> _Data segment_:
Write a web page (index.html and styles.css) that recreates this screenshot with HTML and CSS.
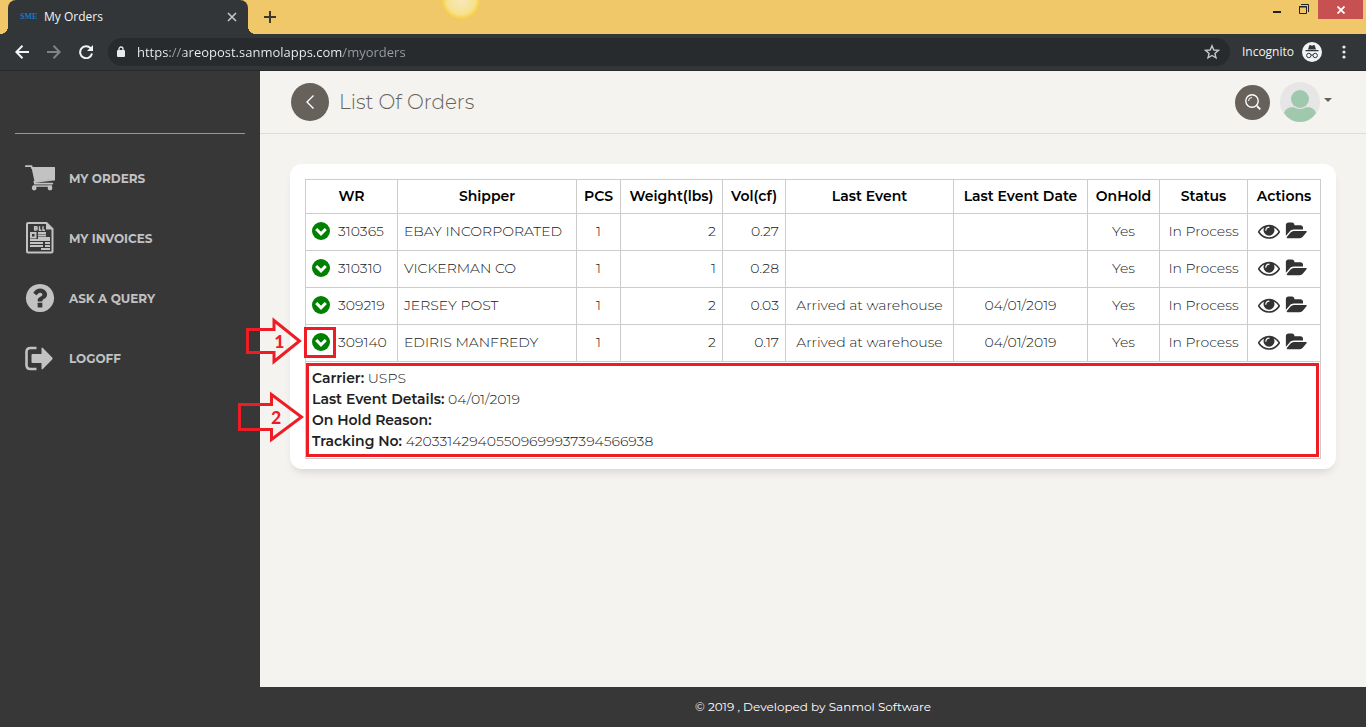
FILE: index.html
```html
<!DOCTYPE html>
<html lang="en">
<head>
<meta charset="utf-8">
<meta name="viewport" content="width=device-width, initial-scale=1">
<title>My Orders</title>
<link rel="stylesheet" href="styles.css">
</head>
<body>
<svg class="sprite" aria-hidden="true">
  <symbol id="i-down" viewBox="0 0 18 18"><circle cx="9" cy="9" r="9" fill="#008000"/><path d="M4.200 7l4.800 4.800L13.800 7" fill="none" stroke="#fff" stroke-width="3"/></symbol>
  <symbol id="i-eye" viewBox="0 0 1792 1792"><path d="M1664 960q-152-236-381-353 61 104 61 225 0 185-131.5 316.5t-316.5 131.5-316.5-131.5-131.5-316.5q0-121 61-225-229 117-381 353 133 205 333.5 326.5t434.5 121.5 434.5-121.5 333.5-326.5zm-720-384q0-20-14-34t-34-14q-125 0-214.5 89.5t-89.5 214.5q0 20 14 34t34 14 34-14 14-34q0-86 61-147t147-61q20 0 34-14t14-34zm848 384q0 34-20 69-140 230-376.5 368.5t-499.5 138.5-499.5-139-376.5-368q-20-35-20-69t20-69q140-229 376.5-368t499.5-139 499.5 139 376.5 368q20 35 20 69z"/></symbol>
  <symbol id="i-folder" viewBox="0 0 1943 1792"><path d="M1943 952q0 31-31 66l-336 396q-43 51-120.5 86.5t-143.5 35.500h-1088q-34 0-60.500-13t-26.500-43q0-31 31-66l336-396q43-51 120.500-86.500t143.500-35.500h1088q34 0 60.500 13t26.500 43zm-343-344v160h-832q-94 0-197 47.500t-164 119.500l-337 396-5 6q0-4-.5-12.500t-.5-12.500v-960q0-92 66-158t158-66h320q92 0 158 66t66 158v32h544q92 0 158 66t66 158z"/></symbol>
</svg>

<header class="browser">
  <div class="tabstrip">
    <div class="tab">
      <span class="favicon">SME</span>
      <span class="tab-title">My Orders</span>
      <button class="chrome-btn tab-close" aria-label="Close tab"><svg width="10" height="10" viewBox="0 0 10 10"><path d="M1 1l8 8M9 1L1 9" stroke="#c6c9cc" stroke-width="1.600"/></svg></button>
    </div>
    <button class="chrome-btn new-tab" aria-label="New tab"><svg width="12" height="12" viewBox="0 0 12 12"><path d="M6 0v12M0 6h12" stroke="#3b3830" stroke-width="2"/></svg></button>
    <span class="sun"></span>
    <div class="window-controls">
      <button class="chrome-btn win-min" aria-label="Minimize"><svg width="8" height="2"><path d="M0 1h8" stroke="#222" stroke-width="2"/></svg></button>
      <button class="chrome-btn win-restore" aria-label="Restore"><svg width="10" height="10" viewBox="0 0 10 10"><path d="M.5 3v6.500h7v-7h-7zM0 3h8M2 .5h7.500V8" fill="none" stroke="#222"/></svg></button>
      <button class="chrome-btn win-close" aria-label="Close"><svg width="8" height="8" viewBox="0 0 8 8"><path d="M.5.5l7 7M7.500.5l-7 7" stroke="#fff" stroke-width="1.800"/></svg></button>
    </div>
  </div>
  <div class="toolbar">
    <button class="chrome-btn nav-btn" aria-label="Back"><svg width="14" height="14" viewBox="0 0 14 14"><path d="M14 7H1.500M7.500.8L1.300 7l6.200 6.200" fill="none" stroke="#f1f3f4" stroke-width="2"/></svg></button>
    <button class="chrome-btn nav-btn" aria-label="Forward"><svg width="14" height="14" viewBox="0 0 14 14"><path d="M0 7h12.500M6.500.8L12.700 7l-6.200 6.200" fill="none" stroke="#808386" stroke-width="2"/></svg></button>
    <button class="chrome-btn nav-btn" aria-label="Reload"><svg width="14" height="14" viewBox="0 0 14 14"><path d="M11.600 3.200A6 6 0 1 0 13 8.600" fill="none" stroke="#f1f3f4" stroke-width="2"/><path d="M14 0v6H8z" fill="#f1f3f4"/></svg></button>
    <div class="omnibox">
      <svg width="8" height="12" viewBox="0 0 8 12"><path d="M2 5V3a2 2 0 0 1 4 0v2" fill="none" stroke="#e8eaed" stroke-width="1.300"/><rect y="4" width="8" height="7" rx="1" fill="#e8eaed"/></svg>
      <input class="url" type="text" aria-label="Address" value="https://areopost.sanmolapps.com/myorders">
      <button class="chrome-btn" aria-label="Bookmark this page"><svg width="16" height="16" viewBox="0 0 16 16"><path d="M8 1.800l1.800 4.200 4.600.4-3.500 3 1.100 4.500L8 11.500l-4 2.400 1.100-4.500-3.500-3L6.200 6z" fill="none" stroke="#c4c7ca" stroke-width="1.400"/></svg></button>
    </div>
    <span class="incognito">Incognito</span>
    <svg class="spy" width="20" height="20" viewBox="0 0 20 20"><circle cx="10" cy="10" r="10" fill="#f1f3f4"/><path d="M7.200 3.500l.8-.4 2 .6 2-.6.800.4 1.200 4H6zM3.500 8h13v1.300h-13z" fill="#323639"/><g fill="none" stroke="#323639"><circle cx="6.800" cy="13.500" r="2.200"/><circle cx="13.200" cy="13.500" r="2.200"/><path d="M9 13.200q1-.7 2 0"/></g></svg>
    <button class="chrome-btn menu-btn" aria-label="Menu"><svg width="4" height="14" viewBox="0 0 4 14" fill="#e8eaed"><circle cx="2" cy="2" r="1.600"/><circle cx="2" cy="7" r="1.600"/><circle cx="2" cy="12" r="1.600"/></svg></button>
  </div>
</header>

<div class="app">
  <nav class="sidebar">
    <div class="brand"></div>
    <a class="nav-item" href="#orders">
      <svg class="nav-icon" viewBox="0 0 30 30" fill="#c2c2c2"><path d="M.8 3.200h5.700l.4 1.700h21.900q1 0 1 1v9.600q0 1-1 1.200L9.500 18.800l.4 1.800h17.400" fill="none" stroke="#c2c2c2" stroke-width="1.800" stroke-linecap="round"/><path d="M6.500 4.500h23v11.500L9.500 18.500z"/><path d="M8 22.300h19v1.500H8z"/><circle cx="9.200" cy="25" r="2.400"/><circle cx="25" cy="25" r="2.400"/></svg>
      <span>MY ORDERS</span></a>
    <a class="nav-item" href="#invoices">
      <svg class="nav-icon" viewBox="0 0 30 32"><path d="M3 1h18.500l6 6v22.500q0 1-1 1H3q-1 0-1-1V2q0-1 1-1z" fill="none" stroke="#c2c2c2" stroke-width="2"/><path d="M21 1v6.500h7z" fill="#c2c2c2"/><path d="M9.600 4.300v4M12 4.300v4M14.500 4.300v4h2M18 4.300v4h2M9 4.600h2.500M9 6.300h2.500M9 8h2.500" fill="none" stroke="#c2c2c2" stroke-width="1.400"/><path d="M6 11h4.500v4.500H6z" fill="none" stroke="#c2c2c2" stroke-width="2"/><path d="M13 11h8M13 13.500h8M13 16h12M5 18h20M5 21h13M20 21h5M5 24h13M20 24h5M16 27h9" stroke="#c2c2c2" stroke-width="1.800"/></svg>
      <span>MY INVOICES</span></a>
    <a class="nav-item" href="#query">
      <svg class="nav-icon" viewBox="80 80 1632 1632" fill="#c2c2c2"><path d="M1024 1376v-192q0-14-9-23t-23-9h-192q-14 0-23 9t-9 23v192q0 14 9 23t23 9h192q14 0 23-9t9-23zm256-672q0-88-55.5-163t-138.5-116-170-41q-243 0-371 213-15 24 8 42l132 100q7 6 19 6 16 0 25-12 53-68 86-92 34-24 86-24 48 0 85.5 26t37.5 59q0 38-20 61t-68 45q-63 28-115.5 86.5t-52.5 125.5v36q0 14 9 23t23 9h192q14 0 23-9t9-23q0-19 21.5-49.5t54.5-49.5q32-18 49-28.5t46-35 44.5-48 28-60.5 12.5-81zm384 192q0 209-103 385.5t-279.5 279.5-385.5 103-385.5-103-279.5-279.5-103-385.5 103-385.5 279.5-279.5 385.5-103 385.5 103 279.5 279.5 103 385.5z"/></svg>
      <span>ASK A QUERY</span></a>
    <a class="nav-item" href="#logoff">
      <svg class="nav-icon" viewBox="0 0 30 30"><path d="M11.500 5H5.500q-4 0-4 4v13q0 4 4 4h6" fill="none" stroke="#c2c2c2" stroke-width="2.600"/><path d="M7.500 11h9V5.500q0-1.600 1.400-.6l9.300 9.600q1 1 0 2l-9.300 9.600q-1.400 1-1.400-.6V20h-9q-1 0-1-1v-7q0-1 1-1z" fill="#c2c2c2"/></svg>
      <span>LOGOFF</span></a>
  </nav>

  <div class="content">
    <header class="page-header">
      <button class="round-btn back" aria-label="Back"><svg width="10" height="16" viewBox="0 0 10 16"><path d="M8.500 1.500L2 8l6.500 6.500" fill="none" stroke="#fff" stroke-width="1.400"/></svg></button>
      <h1>List Of Orders</h1>
      <button class="round-btn search" aria-label="Search"><svg width="16" height="16" viewBox="0 0 16 16" fill="none" stroke="#fff"><circle cx="7" cy="7" r="6.200" stroke-width="1.400"/><path d="M3.500 7A3.500 3.500 0 0 1 7 3.500"/><path d="M12 12l3.300 3.300" stroke-width="1.800"/></svg></button>
      <button class="account" aria-label="Account">
        <svg width="40" height="40" viewBox="0 0 40 40"><circle cx="20" cy="20" r="20" fill="#e6e6e6"/><circle cx="20" cy="17" r="9" fill="#9fc8ad"/><path d="M4 31q2-6 9-6 7 4 14 0 7 0 9 6-6 9-16 9T4 31z" fill="#9fc8ad"/></svg>
        <span class="caret"></span>
      </button>
    </header>

    <main class="main">
      <section class="card">
        <table class="orders">
          <colgroup><col class="c-wr"><col class="c-shipper"><col class="c-pcs"><col class="c-weight"><col class="c-vol"><col class="c-event"><col class="c-date"><col class="c-hold"><col class="c-status"><col class="c-actions"></colgroup>
          <thead>
            <tr><th>WR</th><th>Shipper</th><th>PCS</th><th>Weight(lbs)</th><th>Vol(cf)</th><th>Last Event</th><th>Last Event Date</th><th>OnHold</th><th>Status</th><th>Actions</th></tr>
          </thead>
          <tbody>
            <tr>
              <td><div class="wr"><button class="icon-btn" aria-label="Expand"><svg class="i-down"><use href="#i-down"/></svg></button>310365</div></td>
              <td>EBAY INCORPORATED</td><td class="mid">1</td><td class="num">2</td><td class="num">0.27</td><td class="mid"></td><td class="mid"></td><td class="mid">Yes</td><td class="mid">In Process</td>
              <td><div class="actions"><button class="icon-btn" aria-label="View"><svg class="i-eye"><use href="#i-eye"/></svg></button><button class="icon-btn" aria-label="Open files"><svg class="i-folder"><use href="#i-folder"/></svg></button></div></td>
            </tr>
            <tr>
              <td><div class="wr"><button class="icon-btn" aria-label="Expand"><svg class="i-down"><use href="#i-down"/></svg></button>310310</div></td>
              <td>VICKERMAN CO</td><td class="mid">1</td><td class="num">1</td><td class="num">0.28</td><td class="mid"></td><td class="mid"></td><td class="mid">Yes</td><td class="mid">In Process</td>
              <td><div class="actions"><button class="icon-btn" aria-label="View"><svg class="i-eye"><use href="#i-eye"/></svg></button><button class="icon-btn" aria-label="Open files"><svg class="i-folder"><use href="#i-folder"/></svg></button></div></td>
            </tr>
            <tr>
              <td><div class="wr"><button class="icon-btn" aria-label="Expand"><svg class="i-down"><use href="#i-down"/></svg></button>309219</div></td>
              <td>JERSEY POST</td><td class="mid">1</td><td class="num">2</td><td class="num">0.03</td><td class="mid">Arrived at warehouse</td><td class="mid">04/01/2019</td><td class="mid">Yes</td><td class="mid">In Process</td>
              <td><div class="actions"><button class="icon-btn" aria-label="View"><svg class="i-eye"><use href="#i-eye"/></svg></button><button class="icon-btn" aria-label="Open files"><svg class="i-folder"><use href="#i-folder"/></svg></button></div></td>
            </tr>
            <tr>
              <td class="marked">
                <div class="wr"><button class="icon-btn" aria-label="Collapse"><svg class="i-down"><use href="#i-down"/></svg></button>309140</div>
                <span class="frame frame-toggle"></span>
                <span class="callout callout-1"><svg width="56" height="48" viewBox="0 0 56 48"><path d="M1.500 12.500h26.500V3.500L53.500 24 28 44.500v-9H1.500z" fill="none" stroke="#ee1c25" stroke-width="3"/></svg><b>1</b></span>
              </td>
              <td>EDIRIS MANFREDY</td><td class="mid">1</td><td class="num">2</td><td class="num">0.17</td><td class="mid">Arrived at warehouse</td><td class="mid">04/01/2019</td><td class="mid">Yes</td><td class="mid">In Process</td>
              <td><div class="actions"><button class="icon-btn" aria-label="View"><svg class="i-eye"><use href="#i-eye"/></svg></button><button class="icon-btn" aria-label="Open files"><svg class="i-folder"><use href="#i-folder"/></svg></button></div></td>
            </tr>
            <tr>
              <td class="marked details" colspan="10">
                <div><b>Carrier:</b> USPS</div>
                <div><b>Last Event Details:</b> 04/01/2019</div>
                <div><b>On Hold Reason:</b></div>
                <div><b>Tracking No:</b> 420331429405509699937394566938</div>
                <span class="frame frame-details"></span>
                <span class="callout callout-2"><svg width="66" height="52" viewBox="0 0 66 52"><path d="M1.500 13.500h32V3.500L63.500 26l-30 22.500v-10h-32z" fill="none" stroke="#ee1c25" stroke-width="3"/></svg><b>2</b></span>
              </td>
            </tr>
          </tbody>
        </table>
      </section>
    </main>
    <footer class="footer">© 2019 , Developed by Sanmol Software</footer>
  </div>
</div>
</body>
</html>
```
FILE: styles.css
```css
* { box-sizing: border-box; }

body {
  margin: 0;
  min-height: 100vh;
  display: flex;
  flex-direction: column;
  background: #f4f3ef;
  color: #212121;
  font: 300 14px/21px Montserrat, Inter, sans-serif;
}

button { font: inherit; color: inherit; cursor: pointer; }
svg { display: block; }
.sprite { position: absolute; width: 0; height: 0; }

/* Browser frame */
.browser { font: 400 12px/16px "Segoe UI", "Open Sans", sans-serif; color: #f1f3f4; }
.chrome-btn { display: flex; align-items: center; justify-content: center; padding: 0; border: 0; background: none; }
.tabstrip { position: relative; display: flex; height: 34px; padding-left: 8px; background: #f0c869; }
.tab {
  position: relative;
  display: flex;
  align-items: center;
  width: 240px;
  padding: 0 11px 0 12px;
  border-radius: 8px 8px 0 0;
  background: #323639;
}
.tab::before, .tab::after { content: ""; position: absolute; bottom: 0; width: 8px; height: 8px; }
.tab::before { right: 100%; background: radial-gradient(circle at 0 0, transparent 8px, #323639 8px); }
.tab::after { left: 100%; background: radial-gradient(circle at 100% 0, transparent 8px, #323639 8px); }
.favicon { width: 24px; font: 700 8px/16px "Liberation Serif", serif; color: #1778c2; }
.tab-title { flex: 1; }
.new-tab { width: 44px; }
.sun {
  position: absolute;
  left: 442px;
  top: -19px;
  width: 38px;
  height: 38px;
  border-radius: 50%;
  background: radial-gradient(circle closest-side, #f8e6b4 20%, #f7e28d 75%, #f5cf45 100%);
}
.window-controls { display: flex; align-items: flex-start; margin-left: auto; padding-right: 3px; }
.win-min { width: 26px; height: 24px; }
.win-restore { width: 28px; height: 18px; }
.win-close { width: 45px; height: 19px; background: #c75050; }

.toolbar { display: flex; align-items: center; height: 37px; padding: 0 20px 0 6px; background: #323639; border-bottom: 1px solid #28292b; }
.nav-btn { width: 32px; height: 32px; }
.omnibox { display: flex; align-items: center; flex: 1; height: 28px; margin-left: 6px; padding: 0 10px 0 9px; border-radius: 14px; background: #282b2e; }
.url {
  flex: 1;
  min-width: 0;
  margin-left: 12px;
  padding: 0;
  border: 0;
  outline: 0;
  color: #9aa0a6;
  font: 400 13px/20px "Segoe UI", "Open Sans", sans-serif;
}
/* Host in white, scheme separator and path in grey */
.url {
  background: linear-gradient(90deg, #f1f3f4 33px, #9aa0a6 33px 47px, #f1f3f4 47px 206px, #9aa0a6 206px);
  -webkit-background-clip: text;
  background-clip: text;
  -webkit-text-fill-color: transparent;
}
.incognito { margin: 0 8px 0 12px; }
.menu-btn { width: 4px; margin-left: 20px; }

/* Shell */
.app { display: flex; flex: 1; }
.sidebar { flex: none; width: 260px; background: #373737; }
.brand { height: 63px; margin: 0 15px 14px; border-bottom: 1px solid #989898; }
.nav-item {
  display: flex;
  align-items: center;
  gap: 14px;
  height: 60px;
  padding-left: 25px;
  color: #c2c2c2;
  font-size: 12px;
  font-weight: 700;
  text-decoration: none;
}
.nav-icon { width: 30px; height: 32px; }
.content { display: flex; flex: 1; flex-direction: column; min-width: 0; }

.page-header { display: flex; align-items: center; height: 63px; padding: 0 34px 0 31px; border-bottom: 1px solid #dddcd9; }
.page-header h1 { flex: 1; margin: 0 0 0 10px; color: #66615b; font-size: 20px; font-weight: 300; line-height: 30px; }
.round-btn { display: flex; align-items: center; justify-content: center; padding: 0; border: 0; border-radius: 50%; background: #66615b; }
.back { width: 38px; height: 38px; }
.search { width: 35px; height: 35px; }
.account { display: flex; align-items: center; gap: 4px; margin-left: 10px; padding: 0; border: 0; background: none; }
.caret { border: 4px solid transparent; border-top-color: #66615b; border-bottom: 0; margin-bottom: 4px; }

.main { flex: 1; padding: 30px; }
.card { padding: 15px 15px 10px; border-radius: 12px; background: #fff; box-shadow: 0 6px 10px -4px rgba(0, 0, 0, .15); }
.footer { height: 40px; background: #373737; color: #fff; font-size: 12px; font-weight: 400; line-height: 40px; text-align: center; }

/* Orders table */
.orders { width: 100%; border-collapse: collapse; table-layout: fixed; }
.orders th, .orders td { border: 1px solid #ccc; white-space: nowrap; }
.orders th { height: 34px; padding: 0; color: #000; font-weight: 600; }
.orders td { height: 37px; padding: 0 6px 2px; }
.orders .mid { text-align: center; }
.orders .num { text-align: right; }
.c-wr { width: 92px; }
.c-shipper { width: 179px; }
.c-pcs { width: 44px; }
.c-weight { width: 102px; }
.c-vol { width: 63px; }
.c-event { width: 168px; }
.c-date { width: 134px; }
.c-hold { width: 72px; }
.c-status { width: 88px; }
.c-actions { width: 73px; }
.wr { display: flex; align-items: center; gap: 8px; }
.actions { display: flex; align-items: center; gap: 5px; padding-left: 4px; }
.icon-btn { padding: 0; border: 0; background: none; }
.i-down { width: 18px; height: 18px; }
.i-eye { width: 22px; height: 22px; fill: #333; }
.i-folder { width: 22px; height: 20px; fill: #333; }
.orders .details { height: auto; padding: 6px; }
.details b { font-weight: 600; }

/* Red annotations over the table */
.marked { position: relative; }
.frame { position: absolute; border: 3px solid #ee1c25; pointer-events: none; }
.frame-toggle { left: -2px; top: 2px; width: 32px; height: 31px; }
.frame-details { inset: 1px 1px 1px 0; }
.callout { position: absolute; color: #ee1c25; font: 700 20px/24px Calibri, "Open Sans", sans-serif; pointer-events: none; }
.callout b { position: absolute; top: 50%; left: 50%; margin-top: -12px; font-weight: 700; }
.callout-1 { left: -60px; top: -8px; }
.callout-2 { left: -68px; top: 29px; }
```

> _Task prompt_:
Scan the lines for the string "index". Pick out every line that has it.

> _Answer to this task_:
Write a web page (index.html and styles.css) that recreates this screenshot with HTML and CSS.
FILE: index.html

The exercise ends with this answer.